Social Media: During the time on the ISS, he received significant exposure and ended his time by paying tribute to David Bowie with a rendition of “Space Oddity”. Hadfield was described as “perhaps the most social media savvy astronaut ever to leave Earth” by Forbes after building a considerable audience on social media, including over 1,000,000 Twitter Followers as of June 2013...and creating one of the top Reddit AmA threads of all time. He also has a popular Tumblr Blog.
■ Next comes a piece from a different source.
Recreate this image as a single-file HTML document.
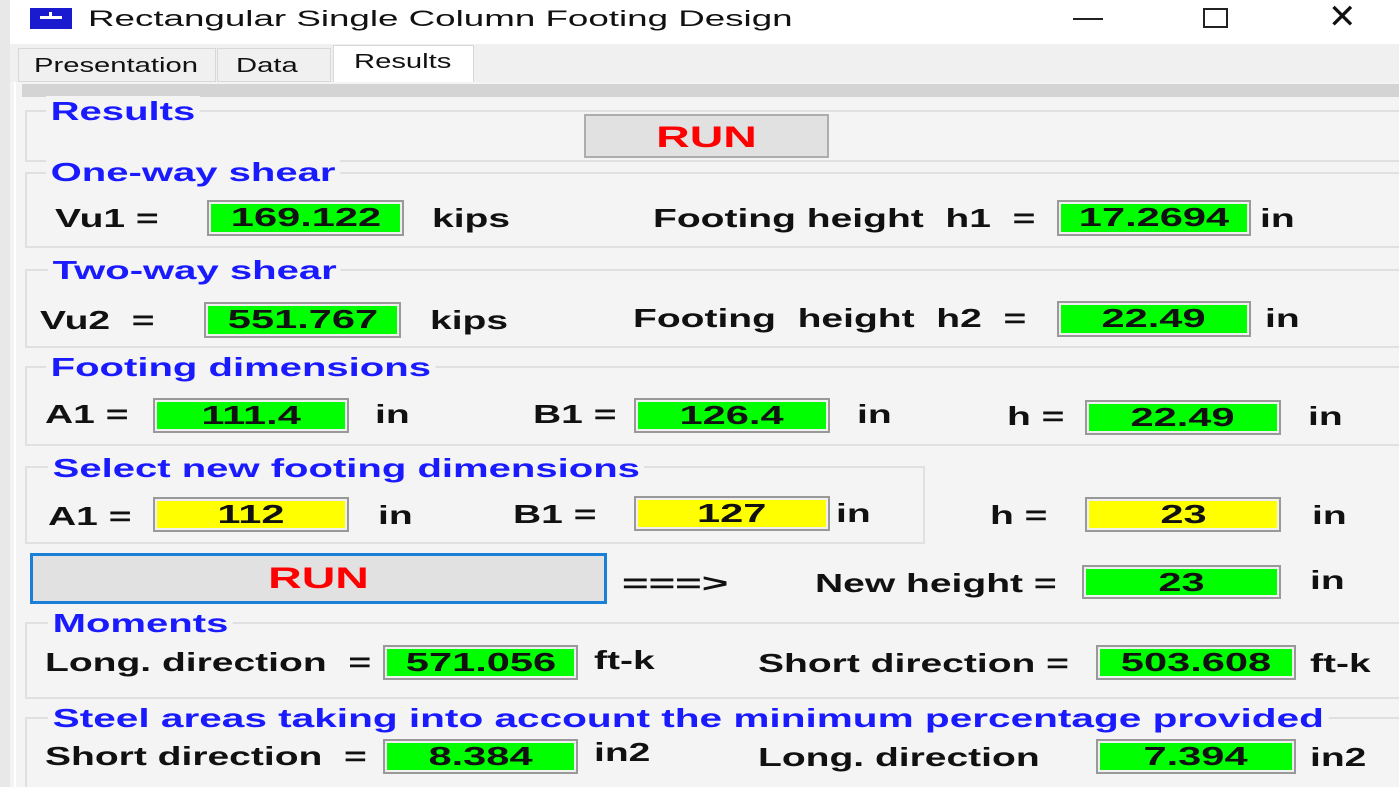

Hadfield had enlisted the help of his web-savvy son to manage his social media presence.
Post Retirement: On October 2013, the University of Waterloo announced that Hadfield will join the university as a professor for a three-year-term beginning in the Fall 2014. Hadfield's work is expected to involve...instructing and advising roles in aviation programs offered by the Faculty of the Environment and Faculty of Science...as well as assisting in ongoing research regarding the health of astronauts with the Faculty of Applied Health Sciences.
In 2013, Hadfield published a memoir...An Astronaut's Guide to Life on Earth.
The book was a 'New York Times bestseller' and was also the bestselling book in Canada on a Canadian subject. (His book contains numerous Guides to Life and Quotes from his experiences which I shall share with you, my readers on a separate blog entry.)
Special Honours...and Citations have been been awarded him...too numerous to list in this writing.
For starters: an airport in Sarnia was renamed...two schools in Milton are named after him...plus one in Bradford, Ontario. Asteroid 14143 Hadfield is also named after him. In 2005, 820 Milton Blue Thunder Squadron was renamed “820 Chris Hadfield Squadron” in honour of his being a cadet there.
In 2014, he was added to the Wall of Honour at the Royal Military College of Canada in Kingston!